Whether the court should exercise its power in this case
The Master reviewed the nature of the complaints levelled at the defendant in respect of the enquiries made and the information provided in relation to the categories of documents said to be irretrievable, including allegations of delay and inconsistencies in the defendant’s account of what he had done.
The Master rejected most of the complaints or found them to be insignificant. She accepted that two points had not been dealt with satisfactorily by the defendant, but noted that the defendant had since agreed to take further steps which would remedy the position. In any event she concluded that they fell “far short” of justifying the disclosure sought.

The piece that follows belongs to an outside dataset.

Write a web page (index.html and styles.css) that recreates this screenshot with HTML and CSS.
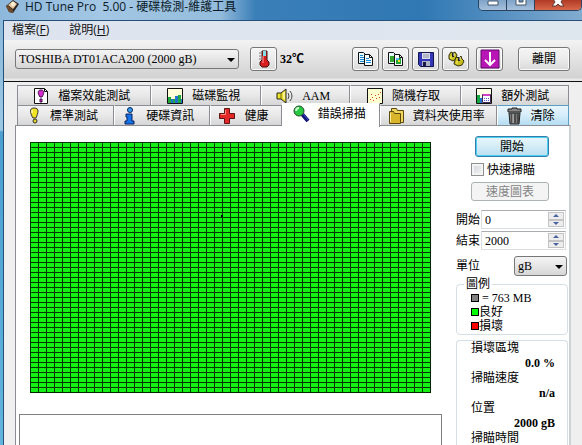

However, the “fundamental objection” to the orders sought by the claimant was that they were orders for disclosure in respect of the defendant’s compliance with his disclosure obligations, and the claimant had not cited any authority in which such an order had been made. Although cases such as Harris established that the court did have jurisdiction to order disclosure on issues that did not arise on the statements of case, that was a power that is exercised sparingly. As the Master put it:
“There are strong policy reasons for the court’s reluctance to order disclosure as to this type of issue, which are vividly illustrated by this case. The parties’ and the court’s resources should be directed and focussed upon the matters which the court will need to decide in order for there to be a fair resolution of the claim at trial.”
Applying the principles to this case, the Master concluded that the defendant was obliged to undertake a reasonable and conscientious search for disclosable documents, and the claimant was entitled to enough information about those searches to show that the defendant had done so. The defendant had agreed to provide copies of his solicitors’ enquiries, and to inform the claimant of the outcome of those enquiries to the extent that his disclosure obligations obliged him to do so. There was no basis for the court to require the defendant to disclose the correspondence in response, and to do so would, in her judgment, be wrong in principle and disproportionate.